---------- ROWS

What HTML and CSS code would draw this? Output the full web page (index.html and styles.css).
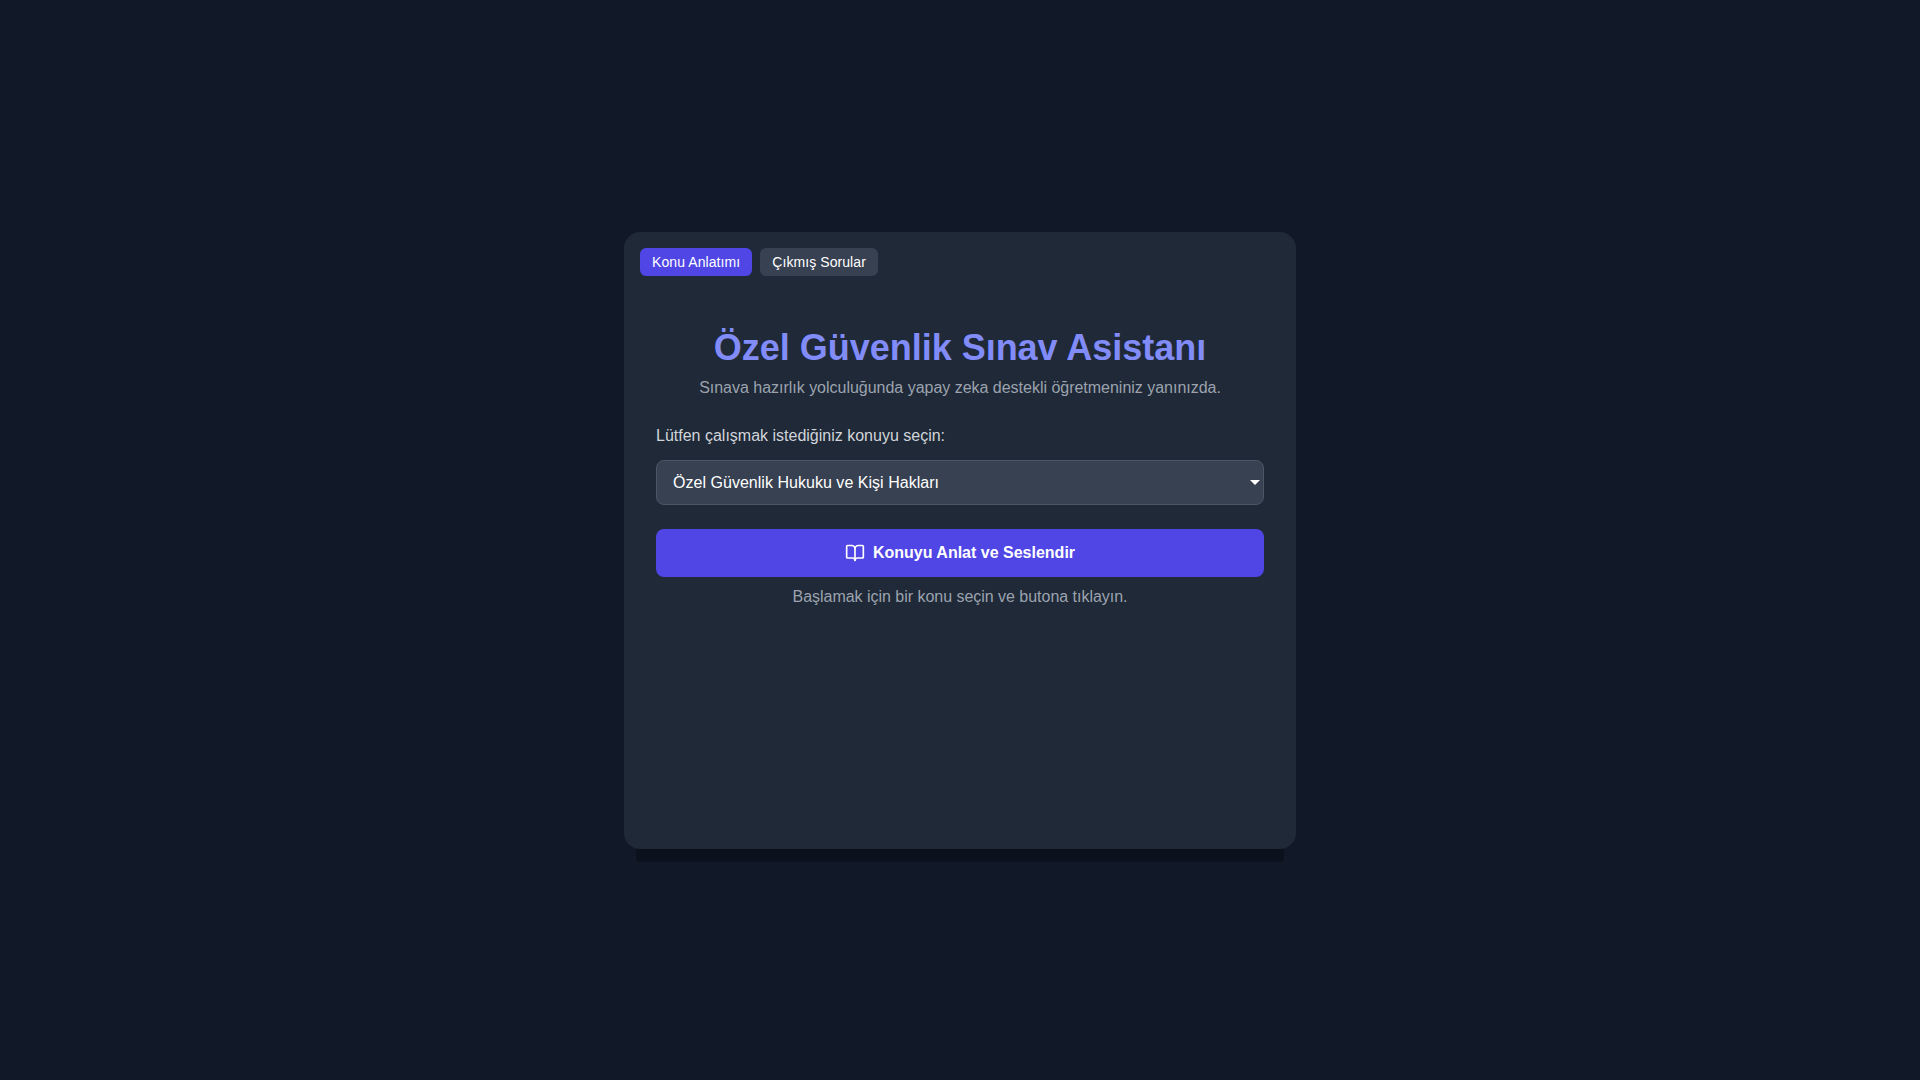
FILE: index.html
```html
<!DOCTYPE html>
<html lang="tr">
<head>
<meta charset="utf-8">
<title>Özel Güvenlik Sınav Asistanı</title>
<link rel="stylesheet" href="styles.css">
</head>
<body>
<main class="card">
  <nav class="tabs">
    <button class="tab tab-active">Konu Anlatımı</button>
    <button class="tab">Çıkmış Sorular</button>
  </nav>
  <header class="head">
    <h1>Özel Güvenlik Sınav Asistanı</h1>
    <p class="sub">Sınava hazırlık yolculuğunda yapay zeka destekli öğretmeniniz yanınızda.</p>
  </header>
  <label class="label" for="topic">Lütfen çalışmak istediğiniz konuyu seçin:</label>
  <div class="select" id="topic">Özel Güvenlik Hukuku ve Kişi Hakları<span class="caret"></span></div>
  <button class="cta">
    <svg width="20" height="20" viewBox="0 0 24 24" fill="none" stroke="currentColor" stroke-width="2" stroke-linecap="round" stroke-linejoin="round"><path d="M12 7v14"/><path d="M3 18a1 1 0 0 1-1-1V4a1 1 0 0 1 1-1h5a4 4 0 0 1 4 4 4 4 0 0 1 4-4h5a1 1 0 0 1 1 1v13a1 1 0 0 1-1 1h-6a3 3 0 0 0-3 3 3 3 0 0 0-3-3z"/></svg>
    Konuyu Anlat ve Seslendir
  </button>
  <p class="hint">Başlamak için bir konu seçin ve butona tıklayın.</p>
</main>
</body>
</html>
```
FILE: styles.css
```css
* { box-sizing: border-box; }
html, body { height: 100%; }
body {
  margin: 0;
  background: #111827;
  font-family: Arial, sans-serif;
  display: flex;
  align-items: center;
  justify-content: center;
  color: #fff;
}
.card {
  width: 672px;
  height: 617px;
  background: #1f2937;
  border-radius: 16px;
  padding: 16px 32px 32px;
  box-shadow: 0 25px 0 -12px rgba(0,0,0,.25);
  display: flex;
  flex-direction: column;
}
.tabs { display: flex; gap: 8px; margin: 0 -16px; }
.tab {
  font: 14px/20px Arial, sans-serif;
  letter-spacing: 0.08px;
  color: #fff;
  background: #374151;
  border: 0;
  border-radius: 6px;
  padding: 4px 12px;
  height: 28px;
}
.tab-active { background: #4f46e5; }
.head { text-align: center; margin-top: 52px; }
h1 { margin: 0; font-size: 36px; line-height: 40px; font-weight: 700; color: #818cf8; letter-spacing: -0.02px; }
.sub { margin: 8px 0 0; font-size: 16px; line-height: 24px; color: #9ca3af; letter-spacing: -0.017px; }
.label { margin-top: 24px; font-size: 16px; line-height: 24px; color: #d1d5db; }
.select {
  margin-top: 12px;
  height: 45px;
  background: #374151;
  border: 1px solid #4b5563;
  border-radius: 8px;
  padding: 0 16px;
  font-size: 16px;
  line-height: 43px;
  letter-spacing: 0.03px;
  position: relative;
}
.caret {
  position: absolute;
  right: 3px;
  top: 19px;
  border: 5px solid transparent;
  border-top-color: #fff;
  border-bottom: 0;
}
.cta {
  margin-top: 24px;
  height: 48px;
  background: #4f46e5;
  color: #fff;
  border: 0;
  border-radius: 8px;
  font: 700 16px/24px Arial, sans-serif;
  display: flex;
  align-items: center;
  justify-content: center;
  gap: 8px;
}
.hint { margin: 8px 0 0; text-align: center; font-size: 16px; line-height: 24px; color: #9ca3af; letter-spacing: -0.025px; }
```
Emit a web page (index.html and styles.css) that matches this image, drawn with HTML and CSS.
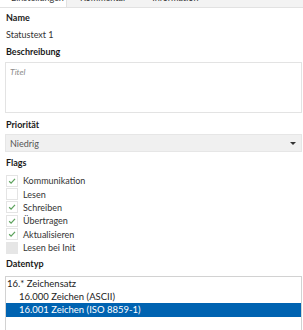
FILE: index.html
```html
<!DOCTYPE html>
<html>
<head>
<meta charset="utf-8">
<link rel="stylesheet" href="styles.css">
</head>
<body>
<div class="tabs">
  <div class="tab active">Einstellungen</div>
  <div class="tab">Kommentar</div>
  <div class="tab">Information</div>
</div>
<div class="panel">
  <div class="label">Name</div>
  <div class="value">Statustext 1</div>
  <div class="label">Beschreibung</div>
  <div class="textarea"><span class="placeholder">Titel</span></div>
  <div class="label prio">Priorität</div>
  <div class="select"><span>Niedrig</span><span class="caret"></span></div>
  <div class="label flags-label">Flags</div>
  <div class="flags">
    <div class="flag"><span class="box checked"><svg viewBox="0 0 12 12"><path d="M2.6 6.3 L4.9 8.6 L9.6 3.4" /></svg></span>Kommunikation</div>
    <div class="flag"><span class="box"></span>Lesen</div>
    <div class="flag"><span class="box checked"><svg viewBox="0 0 12 12"><path d="M2.6 6.3 L4.9 8.6 L9.6 3.4" /></svg></span>Schreiben</div>
    <div class="flag"><span class="box checked"><svg viewBox="0 0 12 12"><path d="M2.6 6.3 L4.9 8.6 L9.6 3.4" /></svg></span>Übertragen</div>
    <div class="flag"><span class="box checked"><svg viewBox="0 0 12 12"><path d="M2.6 6.3 L4.9 8.6 L9.6 3.4" /></svg></span>Aktualisieren</div>
    <div class="flag"><span class="box disabled"></span>Lesen bei Init</div>
  </div>
  <div class="label datatype">Datentyp</div>
  <div class="listbox">
    <div class="item">16.* Zeichensatz</div>
    <div class="item sub">16.000 Zeichen (ASCII)</div>
    <div class="item sub selected">16.001 Zeichen (ISO 8859-1)</div>
  </div>
</div>
</body>
</html>
```

FILE: styles.css
```css
html, body {
  margin: 0;
  padding: 0;
  background: #ffffff;
  overflow: hidden;
}
body {
  font-family: Lato, "Noto Sans", sans-serif;
  font-size: 9px;
  color: #1f1f1f;
  width: 303px;
  height: 330px;
}
.tabs {
  display: flex;
  align-items: flex-end;
  height: 7px;
  overflow: hidden;
  background: #f3f3f3;
  border-bottom: 1px solid #e2e2e2;
}
.tab {
  line-height: 12px;
  padding: 0 13px 3px 13px;
  color: #333;
  flex: none;
}
.tab.active {
  background: #ffffff;
  width: 42px;
  border-right: 1px solid #e2e2e2;
  height: 20px;
  padding-left: 11px;
  display: flex;
  align-items: flex-end;
}
.panel {
  padding: 3px 1px 0 5px;
  display: flex;
  flex-direction: column;
}
.label {
  font-weight: bold;
  line-height: 13px;
  padding-left: 1px;
  color: #1a1a1a;
}
.value {
  line-height: 13px;
  margin: 4px 0;
  padding-left: 1px;
  color: #333;
}
.textarea {
  margin-top: 4px;
  border: 1px solid #e3e3e3;
  padding: 3px 4px;
  box-sizing: border-box;
  height: 51px;
}
.placeholder {
  font-style: italic;
  color: #8c8c8c;
  font-size: 8.5px;
}
.prio {
  margin-top: 5px;
}
.select {
  margin-top: 3px;
  height: 18px;
  box-sizing: border-box;
  background: #f0f0f0;
  border: 1px solid #e6e6e6;
  display: flex;
  align-items: center;
  justify-content: space-between;
  padding: 0 5px 0 4px;
  color: #555;
}
.caret {
  width: 0;
  height: 0;
  border-left: 3px solid transparent;
  border-right: 3px solid transparent;
  border-top: 3px solid #333;
}
.flags-label {
  margin-top: 4px;
}
.flags {
  margin-top: 5px;
  display: grid;
  grid-auto-rows: 13.4px;
}
.flag {
  display: flex;
  align-items: center;
  gap: 5px;
  color: #333;
}
.box {
  width: 12px;
  height: 12px;
  box-sizing: border-box;
  border: 1px solid #e4e4e4;
  margin-left: 1px;
  background: #fff;
  display: flex;
}
.box svg {
  width: 10px;
  height: 10px;
}
.box svg path {
  fill: none;
  stroke: #5ea35e;
  stroke-width: 1.5;
}
.box.disabled {
  background: #e6e6e6;
  border-color: #e6e6e6;
}
.datatype {
  margin-top: 3px;
}
.listbox {
  margin-top: 6px;
  border: 1px solid #d2d2d2;
  height: 70px;
}
.item {
  font-size: 9.5px;
  line-height: 13px;
  height: 13px;
  color: #222;
  padding-left: 1px;
}
.item.sub {
  padding-left: 13px;
}
.item.selected {
  background: #0063b1;
  color: #ffffff;
  height: 14px;
  line-height: 14px;
}
```
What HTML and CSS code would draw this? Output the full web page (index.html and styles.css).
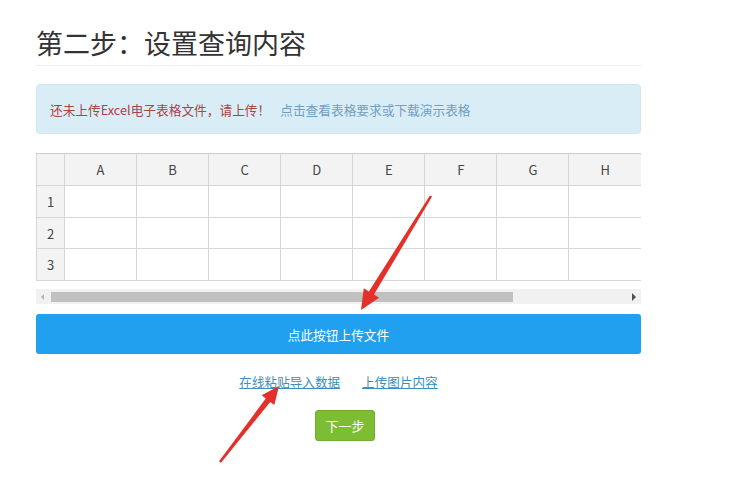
FILE: index.html
```html
<!DOCTYPE html>
<html lang="zh">
<head>
<meta charset="utf-8">
<title>第二步：设置查询内容</title>
<link rel="stylesheet" href="styles.css">
</head>
<body>
<div class="page">
  <h1 class="title">第二步：设置查询内容</h1>
  <div class="alert">
    <span class="alert-warn">还未上传Excel电子表格文件，请上传！</span>
    <a class="alert-link" href="#">点击查看表格要求或下载演示表格</a>
  </div>
  <table class="sheet">
    <thead>
      <tr><th class="corner"></th><th>A</th><th>B</th><th>C</th><th>D</th><th>E</th><th>F</th><th>G</th><th>H</th></tr>
    </thead>
    <tbody>
      <tr><th class="rh">1</th><td></td><td></td><td></td><td></td><td></td><td></td><td></td><td></td></tr>
      <tr><th class="rh">2</th><td></td><td></td><td></td><td></td><td></td><td></td><td></td><td></td></tr>
      <tr><th class="rh">3</th><td></td><td></td><td></td><td></td><td></td><td></td><td></td><td></td></tr>
    </tbody>
  </table>
  <div class="scrollbar">
    <span class="arrow-left"></span>
    <div class="thumb"></div>
    <span class="arrow-right"></span>
  </div>
  <button class="upload-btn">点此按钮上传文件</button>
  <div class="links">
    <a href="#">在线粘贴导入数据</a>
    <a href="#">上传图片内容</a>
  </div>
  <div class="next-row">
    <button class="next-btn">下一步</button>
  </div>
</div>
<svg class="arrows" width="755" height="500" viewBox="0 0 755 500">
  <polygon fill="#e3302a" points="432.1,196.6 374.0,294.6 379.1,297.7 361,310 363.8,288.3 368.9,291.4 429.9,195.4"/>
  <polygon fill="#e3302a" points="221.0,462.7 270.2,401.9 274.3,405.1 279,386 261.7,395.3 265.8,398.5 219.0,461.3"/>
</svg>
</body>
</html>
```
FILE: styles.css
```css
html, body {
  margin: 0;
  padding: 0;
  background: #fff;
}
body {
  position: relative;
  min-height: 500px;
  font-family: "Noto Sans CJK SC", "Noto Sans", sans-serif;
  color: #333;
}
.page {
  width: 605px;
  margin-left: 36px;
  padding-top: 23px;
}
.title {
  margin: 0;
  font-size: 27px;
  font-weight: 400;
  line-height: 40px;
  padding-bottom: 2px;
  border-bottom: 1px solid #eee;
  color: #333;
}
.alert {
  margin-top: 18px;
  height: 48px;
  display: flex;
  align-items: center;
  gap: 10px;
  padding: 0 13px;
  background: #d9edf7;
  border: 1px solid #cfe6f2;
  border-radius: 4px;
  font-size: 12.7px;
}
.alert-warn {
  color: #a94442;
}
.alert-link {
  color: #6f9fc2;
  text-decoration: none;
}
.sheet {
  margin-top: 19px;
  width: 605px;
  border-collapse: collapse;
  table-layout: fixed;
  font-size: 13px;
}
.sheet th, .sheet td {
  border: 1px solid #d6d6d6;
  padding: 0;
  font-weight: 400;
  text-align: center;
  color: #444;
}
.sheet thead th {
  height: 31px;
  background: #f3f3f3;
  border-top-color: #ccc;
}
.sheet thead th.corner {
  width: 27px;
}
.sheet tbody th.rh {
  background: #f3f3f3;
}
.sheet tbody td, .sheet tbody th {
  height: 30.7px;
}
.sheet th:last-child, .sheet td:last-child {
  border-right: none;
}
.scrollbar {
  margin-top: 8px;
  height: 15px;
  background: #f1f1f1;
  display: flex;
  align-items: center;
}
.arrow-left {
  width: 0;
  height: 0;
  margin-left: 5px;
  border-top: 3px solid transparent;
  border-bottom: 3px solid transparent;
  border-right: 3px solid #b5b5b5;
}
.thumb {
  margin-left: 7px;
  width: 462px;
  height: 10px;
  background: #c1c1c1;
}
.arrow-right {
  width: 0;
  height: 0;
  margin-left: auto;
  margin-right: 5px;
  border-top: 4px solid transparent;
  border-bottom: 4px solid transparent;
  border-left: 4px solid #505050;
}
.upload-btn {
  display: block;
  margin-top: 10px;
  width: 605px;
  height: 40px;
  border: none;
  border-radius: 3px;
  background: #22a0f0;
  color: #fff;
  font-family: inherit;
  font-size: 12.7px;
  padding: 0;
}
.links {
  margin-top: 18px;
  display: flex;
  justify-content: center;
  gap: 22px;
  font-size: 12.6px;
  line-height: 20px;
}
.links a {
  color: #3a8fbd;
  text-decoration: underline;
}
.next-row {
  margin-top: 18px;
  display: flex;
  justify-content: center;
}
.next-btn {
  margin-left: 13px;
  width: 60px;
  height: 31px;
  border: 1px solid #6fae2b;
  border-radius: 3px;
  background: #7cbd33;
  color: #fff;
  font-family: inherit;
  font-size: 13px;
  padding: 0;
}
.arrows {
  position: absolute;
  left: 0;
  top: 0;
  pointer-events: none;
}
```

--------------------

§ EXERCISE BRIEF: In the listing, find every line containing the word "page" and list it.

§ THE SOLUTION:
What HTML and CSS code would draw this? Output the full web page (index.html and styles.css).
Emit a web page (index.html and styles.css) that matches this image, drawn with HTML and CSS.
What HTML and CSS code would draw this? Output the full web page (index.html and styles.css).
<div class="page">
.page {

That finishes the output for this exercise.